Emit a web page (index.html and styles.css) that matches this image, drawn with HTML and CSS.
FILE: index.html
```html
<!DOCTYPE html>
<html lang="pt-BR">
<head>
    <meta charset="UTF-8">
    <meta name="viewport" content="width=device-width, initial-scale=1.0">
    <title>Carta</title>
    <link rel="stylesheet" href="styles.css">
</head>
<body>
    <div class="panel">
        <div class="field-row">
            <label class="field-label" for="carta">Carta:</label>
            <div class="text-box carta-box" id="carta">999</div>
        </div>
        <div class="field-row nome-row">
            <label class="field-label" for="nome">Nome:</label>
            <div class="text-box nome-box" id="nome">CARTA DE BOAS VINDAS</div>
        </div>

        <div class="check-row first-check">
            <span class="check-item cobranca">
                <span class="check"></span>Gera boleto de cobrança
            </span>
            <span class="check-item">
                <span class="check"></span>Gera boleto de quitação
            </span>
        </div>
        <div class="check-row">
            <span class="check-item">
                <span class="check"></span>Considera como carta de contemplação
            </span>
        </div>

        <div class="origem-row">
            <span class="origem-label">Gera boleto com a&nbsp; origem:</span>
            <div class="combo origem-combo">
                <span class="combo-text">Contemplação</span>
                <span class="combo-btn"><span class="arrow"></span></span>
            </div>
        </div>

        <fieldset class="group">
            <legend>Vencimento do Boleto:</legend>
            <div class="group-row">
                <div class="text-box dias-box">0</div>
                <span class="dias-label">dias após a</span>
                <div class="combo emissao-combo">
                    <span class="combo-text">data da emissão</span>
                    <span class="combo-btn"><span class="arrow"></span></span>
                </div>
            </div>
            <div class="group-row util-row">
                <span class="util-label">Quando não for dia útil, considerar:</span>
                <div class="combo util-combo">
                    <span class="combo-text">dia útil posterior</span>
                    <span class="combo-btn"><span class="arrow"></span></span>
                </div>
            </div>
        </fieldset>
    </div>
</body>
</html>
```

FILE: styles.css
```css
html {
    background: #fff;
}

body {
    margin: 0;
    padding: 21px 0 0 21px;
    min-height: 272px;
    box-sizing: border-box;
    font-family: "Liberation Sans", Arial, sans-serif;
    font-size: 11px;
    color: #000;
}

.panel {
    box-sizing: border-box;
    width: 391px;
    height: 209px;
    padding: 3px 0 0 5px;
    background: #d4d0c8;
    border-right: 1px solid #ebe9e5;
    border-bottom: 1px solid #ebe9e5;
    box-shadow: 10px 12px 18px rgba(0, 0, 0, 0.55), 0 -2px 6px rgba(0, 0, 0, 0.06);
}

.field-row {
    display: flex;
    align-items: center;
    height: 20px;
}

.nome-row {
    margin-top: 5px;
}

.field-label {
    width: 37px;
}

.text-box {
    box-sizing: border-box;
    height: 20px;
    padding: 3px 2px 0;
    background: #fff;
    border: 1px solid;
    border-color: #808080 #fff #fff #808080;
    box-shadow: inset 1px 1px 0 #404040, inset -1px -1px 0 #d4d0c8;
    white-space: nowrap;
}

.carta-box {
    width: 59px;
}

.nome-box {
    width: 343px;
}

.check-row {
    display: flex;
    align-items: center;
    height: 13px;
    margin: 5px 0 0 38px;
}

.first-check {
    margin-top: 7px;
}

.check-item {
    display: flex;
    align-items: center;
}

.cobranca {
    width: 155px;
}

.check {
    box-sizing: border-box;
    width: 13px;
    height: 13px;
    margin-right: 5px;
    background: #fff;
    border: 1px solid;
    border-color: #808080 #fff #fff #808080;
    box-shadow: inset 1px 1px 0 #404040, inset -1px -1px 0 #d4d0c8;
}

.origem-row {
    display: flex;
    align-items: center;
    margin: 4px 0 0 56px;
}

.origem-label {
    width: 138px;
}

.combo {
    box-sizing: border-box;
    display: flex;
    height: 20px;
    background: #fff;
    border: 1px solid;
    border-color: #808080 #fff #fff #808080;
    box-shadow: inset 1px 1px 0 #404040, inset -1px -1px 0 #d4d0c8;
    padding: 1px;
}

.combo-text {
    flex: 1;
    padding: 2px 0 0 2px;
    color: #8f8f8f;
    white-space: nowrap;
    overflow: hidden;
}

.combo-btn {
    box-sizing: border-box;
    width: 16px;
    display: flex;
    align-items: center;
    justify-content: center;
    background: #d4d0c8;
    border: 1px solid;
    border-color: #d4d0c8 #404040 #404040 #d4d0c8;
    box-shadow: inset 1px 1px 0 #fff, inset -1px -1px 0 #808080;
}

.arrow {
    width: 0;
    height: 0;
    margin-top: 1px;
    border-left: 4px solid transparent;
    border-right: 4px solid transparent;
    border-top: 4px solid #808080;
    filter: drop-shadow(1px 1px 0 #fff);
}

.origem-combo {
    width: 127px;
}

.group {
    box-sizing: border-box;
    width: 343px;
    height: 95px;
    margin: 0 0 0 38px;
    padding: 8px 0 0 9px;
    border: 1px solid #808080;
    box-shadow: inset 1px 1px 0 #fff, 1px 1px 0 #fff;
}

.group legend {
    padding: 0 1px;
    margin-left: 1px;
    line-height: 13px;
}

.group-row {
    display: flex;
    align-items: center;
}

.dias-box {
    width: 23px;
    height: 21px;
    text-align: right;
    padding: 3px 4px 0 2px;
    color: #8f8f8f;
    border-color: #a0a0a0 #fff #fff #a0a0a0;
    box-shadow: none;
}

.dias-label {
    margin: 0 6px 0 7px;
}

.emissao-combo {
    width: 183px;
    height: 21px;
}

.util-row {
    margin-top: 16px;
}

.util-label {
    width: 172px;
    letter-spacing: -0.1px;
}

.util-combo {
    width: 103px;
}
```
--
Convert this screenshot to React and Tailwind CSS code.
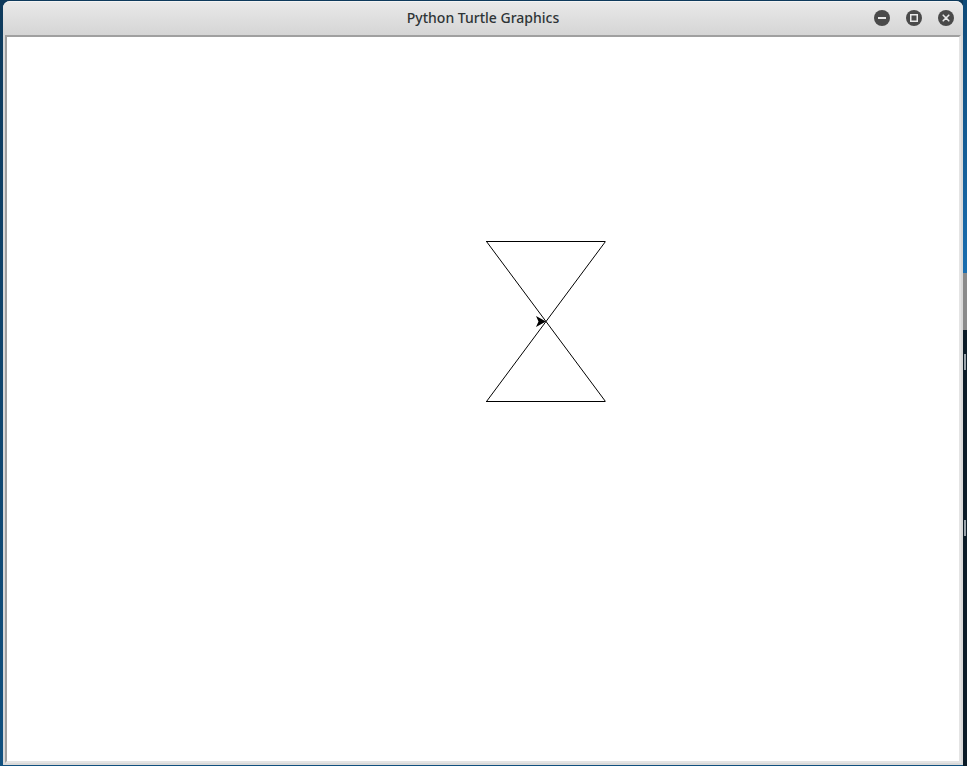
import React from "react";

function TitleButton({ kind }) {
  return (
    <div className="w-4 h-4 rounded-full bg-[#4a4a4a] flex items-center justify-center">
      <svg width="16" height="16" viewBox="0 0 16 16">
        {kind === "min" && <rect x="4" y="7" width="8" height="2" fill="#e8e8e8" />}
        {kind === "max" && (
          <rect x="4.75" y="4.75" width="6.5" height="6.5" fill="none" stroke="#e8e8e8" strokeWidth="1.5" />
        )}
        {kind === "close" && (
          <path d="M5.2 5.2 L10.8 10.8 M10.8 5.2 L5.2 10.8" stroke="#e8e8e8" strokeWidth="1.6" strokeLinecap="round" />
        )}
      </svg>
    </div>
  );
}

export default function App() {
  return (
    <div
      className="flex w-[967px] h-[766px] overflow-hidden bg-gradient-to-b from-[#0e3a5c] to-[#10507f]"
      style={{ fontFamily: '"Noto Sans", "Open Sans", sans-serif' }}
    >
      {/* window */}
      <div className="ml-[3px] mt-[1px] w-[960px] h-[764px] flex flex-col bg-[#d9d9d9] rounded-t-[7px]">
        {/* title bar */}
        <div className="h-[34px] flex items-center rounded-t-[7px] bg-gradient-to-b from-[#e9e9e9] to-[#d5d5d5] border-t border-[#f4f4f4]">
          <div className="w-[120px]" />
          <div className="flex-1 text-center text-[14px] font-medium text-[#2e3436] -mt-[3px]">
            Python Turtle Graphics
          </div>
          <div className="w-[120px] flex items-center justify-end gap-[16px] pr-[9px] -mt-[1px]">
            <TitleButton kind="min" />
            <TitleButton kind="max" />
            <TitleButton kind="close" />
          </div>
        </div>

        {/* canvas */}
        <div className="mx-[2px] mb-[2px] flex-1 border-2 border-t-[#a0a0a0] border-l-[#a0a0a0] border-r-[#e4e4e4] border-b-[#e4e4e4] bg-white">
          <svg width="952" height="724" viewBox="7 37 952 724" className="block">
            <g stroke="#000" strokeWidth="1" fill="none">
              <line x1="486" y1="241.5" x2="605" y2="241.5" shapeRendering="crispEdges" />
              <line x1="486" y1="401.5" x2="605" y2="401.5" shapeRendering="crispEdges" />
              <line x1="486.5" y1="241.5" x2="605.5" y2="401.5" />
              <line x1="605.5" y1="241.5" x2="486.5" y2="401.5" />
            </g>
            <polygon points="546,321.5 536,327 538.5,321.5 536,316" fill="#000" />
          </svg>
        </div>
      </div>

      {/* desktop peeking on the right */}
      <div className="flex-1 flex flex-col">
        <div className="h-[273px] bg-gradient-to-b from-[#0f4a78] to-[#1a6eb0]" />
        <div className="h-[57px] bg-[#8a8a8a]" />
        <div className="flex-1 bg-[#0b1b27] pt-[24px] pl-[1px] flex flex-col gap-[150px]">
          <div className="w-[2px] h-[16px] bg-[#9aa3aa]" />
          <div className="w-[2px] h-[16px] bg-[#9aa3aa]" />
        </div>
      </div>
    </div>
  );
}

▸ WHAT IS EXPECTED
Take only the lines above from the one that has "Convert this screenshot" through the one that has "import React from" and reproduce them exactly, omitting any pictures.

▸ THE RESPONSE
Convert this screenshot to React and Tailwind CSS code.
import React from "react";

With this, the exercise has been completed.